Recommendations on curbing fraud and money laundering centered on investigating large withdrawals from vulnerable customers, conducting formal AML assessments, and requiring multiple sources of ID, such as non-documentary information like credit reports, home purchases, and IP addresses.
FINRA also endorsed maintaining outreach programs for vulnerable customers.
Technology and data
Inaccurate privacy notices, identity-theft-prevention programs incommensurate with a firm’s size and complexity, and out-of-date cybersecurity written policies were highlighted as common tech deficiencies among member firms.
Recommendations for shoring up cyber protections included:
- exerting heightened control over branch use of emailssystems and servers;
- establishing criteria for filing SARs due to cybersecurity events;
- comprehensive data logging of technical activity to assist with forensic investigation of cyber breaches; and
- making sure that all electronic communications are retained, off-channel communications are limited, and ensuring that third-party vendors and complying with Books and Records requirements.

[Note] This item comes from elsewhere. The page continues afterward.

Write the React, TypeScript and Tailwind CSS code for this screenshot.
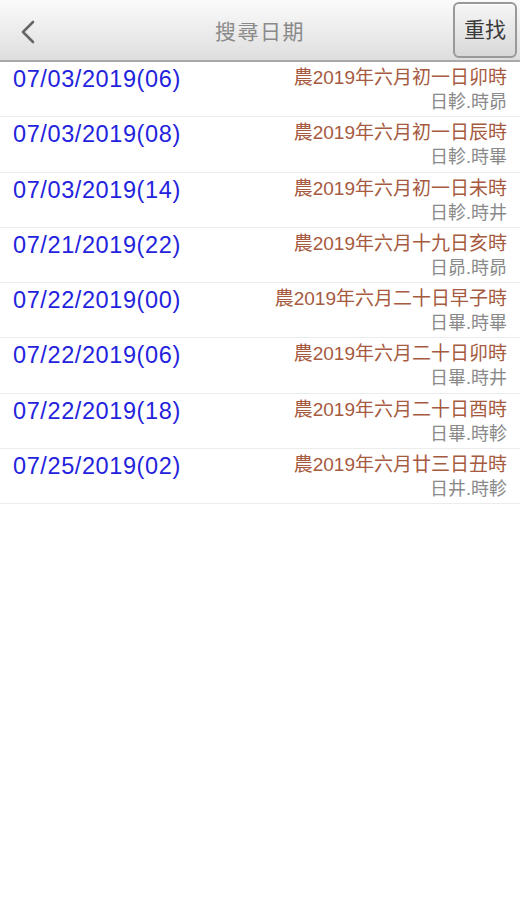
import React from "react";

const rows = [
  { d: "07/03/2019(06)", l: "農2019年六月初一日卯時", s: "日軫.時昴" },
  { d: "07/03/2019(08)", l: "農2019年六月初一日辰時", s: "日軫.時畢" },
  { d: "07/03/2019(14)", l: "農2019年六月初一日未時", s: "日軫.時井" },
  { d: "07/21/2019(22)", l: "農2019年六月十九日亥時", s: "日昴.時昴" },
  { d: "07/22/2019(00)", l: "農2019年六月二十日早子時", s: "日畢.時畢" },
  { d: "07/22/2019(06)", l: "農2019年六月二十日卯時", s: "日畢.時井" },
  { d: "07/22/2019(18)", l: "農2019年六月二十日酉時", s: "日畢.時軫" },
  { d: "07/25/2019(02)", l: "農2019年六月廿三日丑時", s: "日井.時軫" },
];

export default function App() {
  return (
    <div
      className="w-[520px] h-[900px] bg-white overflow-hidden"
      style={{ fontFamily: '"Liberation Sans", "Noto Sans CJK TC", sans-serif' }}
    >
      <div className="relative h-[62px] flex items-center justify-center bg-gradient-to-b from-[#fbfbfb] to-[#dedede] border-b-2 border-[#a9a9a9]">
        <svg className="absolute left-[18px] top-[19px]" width="20" height="26" viewBox="0 0 20 26">
          <path d="M15 3 L5 13 L15 23" fill="none" stroke="#666" strokeWidth="2.6" strokeLinecap="round" strokeLinejoin="round" />
        </svg>
        <div className="text-[21px] text-[#8a8a8a] tracking-[1.5px] pt-[3px]">搜尋日期</div>
        <div className="absolute right-[3px] top-[2px] w-[64px] h-[56px] rounded-[6px] border-2 border-[#999] bg-gradient-to-b from-[#f6f6f6] to-[#d8d8d8] flex items-center justify-center shadow-[inset_0_1px_0_#fff]">
          <span className="text-[21px] text-[#3a3a3a]">重找</span>
        </div>
      </div>
      <div>
        {rows.map((r, i) => (
          <div key={i} className="h-[55.3px] box-border border-b border-[#ececec] flex justify-between pl-[13px] pr-[13px]">
            <div className="text-[23.5px] leading-none tracking-[0.6px] text-[#2323dd] pt-[6px]">{r.d}</div>
            <div className="flex flex-col items-end pt-[3px]">
              <div className="text-[19px] leading-[25px] text-[#a65a40]">{r.l}</div>
              <div className="text-[18px] leading-[25px] text-[#8a8a8a]">{r.s}</div>
            </div>
          </div>
        ))}
      </div>
    </div>
  );
}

Reg BI and market integrity
The report examined compliance with Regulation Best Interest (Reg BI) and emphasized the importance of upholding policies and procedures to safeguard investors and marketplaces.
Common deficiencies included:
- failing to conduct reasonable investigations of offerings prior to recommendation, including failure to consider associated costs;
- recommending risky products that do not align with a customer’s investment profile;
- failing to identify and document applicable conflicts of interest that put extraneous factors, such as a firm or associate’s bottom line, ahead of customers’ best financial outcomes;
- failing to include disciplinary histories costs, and conflicts of interest in Forms CRS, or failing to deliver the forms to customers;
- failing to have effective written policies in place to secure compliance with Reg BI;
- failing to disclose crypto risks, or false implications that cryptocurrencies functioned like cash or had full protections of federal securities laws;
- failing to do due diligence to learn about employees’ outside business activities (OBAs) and private securities transactions (PSTs); and
- possessing insufficient Market Access Rule controls, like failing to establish pre-trade order limits and preset capital thresholds, and maintaining overly extensive reliance on third party vendors.
For the first time, FINRA noted emerging Reg BI difficulties surrounding variable annuities (VAs) and Registered Index-Linked Annuities (RILAs), whose market has more than quintupled since 2017. FINRA identified that member firms often lacked WSPs to ensure that customers are not over-invested in those products or other illiquid assets, and that they failed, at times, to accurately represent fees and surrender charges to customers.
Extended hours trading was broached as a topic for the first time in the 2025 Report. FINRA noted that after-hours trading, including overnight trading, has become increasingly popular over the last few years, and signaled it will be making closer reviews of how member-firms manage and report on round-the-clock trading.
Overnight trading statistically leads to disadvantages for market participants for a variety of reasons including reduced liquidity and trader overconfidence, and FINRA requires firms that permit overnight trading provide customers with a risk disclosure statement.
FINRA stated firms must be diligent in ensuring customers are made aware of risks, a move also endorsed in SIFMA’s review of overnight trading.
Third-party risk landscape
FINRA has added a new section focusing on the risk to firms stemming from the use of services provided by third-party vendors. FINRA says that it has “observed an increase in cyberattacks and outages at third-party vendors” that firms use and is concerned about the potential impact on a large number of firms of an attempted cyberattack on or an outage at a vendor.
The new section puts forward areas that firms may consider when developing and enhancing their third-party vendor risk management programs along with effective practices covering the entire lifecycle of the outsourcing relationship, from onboarding to monitoring and ending with offboarding.
This part of the report also covers AI as a continuing and emerging trend with observations from FINRA on key compliance and risk management considerations for firms.
We cover this part of the report in more detail in a separate article, which will publish on Monday.
How are firms using FINRA reports?
Finally, the report noted the ways in which member firms are using the SRO’s publications to bolster their compliance programs.
These include:
- incorporating FINRA-highlighted topics into risk assessments;
- assessing gaps between issues noted in Priorities Letters and Exam Findings Reports with firm compliance policies; and
- using FINRA reports to guide staff, inform training, and support presentations to business leaders.